Solving heat diffusion PDE using DiffEqTools.jl and DifferentialEquations.jl

Hi, I saw a great talk by Chris Rackauckas from JuliaCon 2018 on how to solve PDEs using Julia and decided to give it a whirl.

The problem I’m trying to solve is the diffusion equation:

Find u(t,x) such that
u_t = alpha * u_xx
and
u(t,0) = u(t,a) = 0, t > 0
u(0,x) = sin(x/a), x in [0,a]


where u_t is the partial derivative of u with respect to t and u_xx is the second partial derivative of u with respect to x, and alpha is the diffusion coefficient.
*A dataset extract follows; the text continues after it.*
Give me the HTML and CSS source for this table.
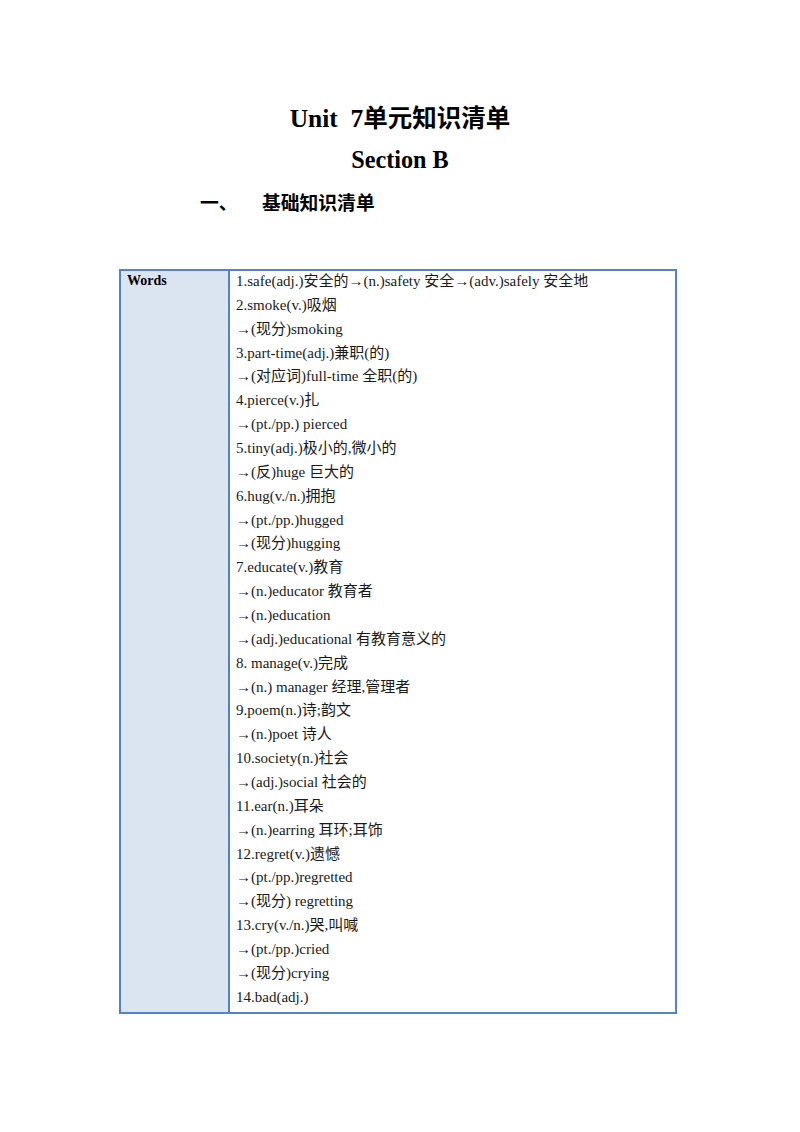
FILE: index.html
```html
<!DOCTYPE html>
<html lang="zh">
<head>
<meta charset="utf-8">
<title>Unit 7 单元知识清单</title>
<link rel="stylesheet" href="styles.css">
</head>
<body>
<div class="page">
  <h1 class="title">Unit&nbsp; 7<span class="cjk">单元知识清单</span></h1>
  <h2 class="subtitle">Section B</h2>
  <h3 class="heading"><span class="num">一、</span><span class="cjk">基础知识清单</span></h3>
  <div class="table">
    <div class="label">Words</div>
    <div class="content">
      <div class="line">1.safe(adj.)安全的→(n.)safety 安全→(adv.)safely 安全地</div>
      <div class="line">2.smoke(v.)吸烟</div>
      <div class="line">→(现分)smoking</div>
      <div class="line">3.part-time(adj.)兼职(的)</div>
      <div class="line">→(对应词)full-time 全职(的)</div>
      <div class="line">4.pierce(v.)扎</div>
      <div class="line">→(pt./pp.) pierced</div>
      <div class="line">5.tiny(adj.)极小的,微小的</div>
      <div class="line">→(反)huge 巨大的</div>
      <div class="line">6.hug(v./n.)拥抱</div>
      <div class="line">→(pt./pp.)hugged</div>
      <div class="line">→(现分)hugging</div>
      <div class="line">7.educate(v.)教育</div>
      <div class="line">→(n.)educator 教育者</div>
      <div class="line">→(n.)education</div>
      <div class="line">→(adj.)educational 有教育意义的</div>
      <div class="line">8. manage(v.)完成</div>
      <div class="line">→(n.) manager 经理,管理者</div>
      <div class="line">9.poem(n.)诗;韵文</div>
      <div class="line">→(n.)poet 诗人</div>
      <div class="line">10.society(n.)社会</div>
      <div class="line">→(adj.)social 社会的</div>
      <div class="line">11.ear(n.)耳朵</div>
      <div class="line">→(n.)earring 耳环;耳饰</div>
      <div class="line">12.regret(v.)遗憾</div>
      <div class="line">→(pt./pp.)regretted</div>
      <div class="line">→(现分) regretting</div>
      <div class="line">13.cry(v./n.)哭,叫喊</div>
      <div class="line">→(pt./pp.)cried</div>
      <div class="line">→(现分)crying</div>
      <div class="line">14.bad(adj.)</div>
    </div>
  </div>
</div>
</body>
</html>
```

FILE: styles.css
```css
html, body {
  margin: 0;
  padding: 0;
  background: #ffffff;
}

body {
  font-family: "Liberation Serif", "Noto Sans CJK SC", serif;
  color: #111111;
}

.page {
  width: 800px;
  height: 1132px;
  padding-top: 103px;
  box-sizing: border-box;
}

.title {
  margin: 0;
  text-align: center;
  font-size: 25.5px;
  line-height: 28px;
  font-weight: bold;
  color: #000000;
}

.title .cjk {
  font-family: "Noto Sans CJK SC", sans-serif;
  font-weight: bold;
  font-size: 24.5px;
}

.subtitle {
  margin: 13px 0 0 0;
  text-align: center;
  font-size: 24.2px;
  line-height: 28px;
  font-weight: bold;
  color: #000000;
}

.heading {
  margin: 16px 0 0 200px;
  display: flex;
  align-items: center;
  font-size: 18.8px;
  line-height: 24px;
  font-weight: bold;
  color: #000000;
  font-family: "Noto Sans CJK SC", sans-serif;
}

.heading .num {
  width: 62px;
}

.table {
  margin: 55px 0 0 119px;
  width: 558px;
  box-sizing: border-box;
  border: 2px solid #5283c8;
  display: grid;
  grid-template-columns: 109px 1fr;
}

.label {
  background: #dbe5f2;
  border-right: 2px solid #5283c8;
  padding: 2px 0 0 6px;
  font-size: 14px;
  font-weight: bold;
  line-height: 16px;
  color: #000000;
}

.content {
  padding: 0 0 2px 6px;
  font-size: 15px;
  color: #1a1a1a;
}

.line {
  height: 23.87px;
  line-height: 23.87px;
  white-space: nowrap;
}

.line:first-child {
  margin-top: -1px;
}
```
My idea was to use the D = CenteredDifference and Q = Dirichlet0BC operators provided by DiffEqTools to discretize the spatial dimension of the problem, such that

u_xx = D*Q*u


and then use DifferentialEquations to solve the resulting system of ODEs

u_t = alpha*D*Q*u


Unfortunately, no matter how I choose my diffusion coefficient, the system never moves away from the initial temperature distribution. Is this some fundamental misunderstanding on my part (i.e. I didn’t grok the math properly)?

My code looks like this (packed into a module so I can use Revise.jl in the REPL)

module Playground

using DiffEqOperators, DifferentialEquations

function f!(du, u, p, t)
Q, D, alpha = p
du = alpha*D*Q*u
end

function run_heat(alpha)
# 1D heat diffusion on interval [0,a]
# find u(x,t) such that
# u_t = alpha * u_xx
# where
# u(x,0) = I(x)
# u(0,t) = u(a,t) = 0

# number of points
length = 10
a = 1
x = range(0, a, length=length)

# initial temperature distribution
u0 = sin.(pi*x/a)

# Dirichlet boundary condition
# u(0,t) = u(a,t) = 0
Q = Dirichlet0BC(eltype(u0))

# second spatial derivative operator
D = CenteredDifference{1}(2, 3, Float64(x.step), x.len)

p = [Q,D,alpha]
tspan = (0.0,10.0)

prob = ODEProblem(f!, u0, tspan, p)
solve(prob)
end

end


This is supposed to be a mutating function, so I assume you meant du .= alpha*D*Q*u. Otherwise you’re creating a new vector called du instead of writing into the data of the buffer.
Not mutating the vector du was indeed the problem.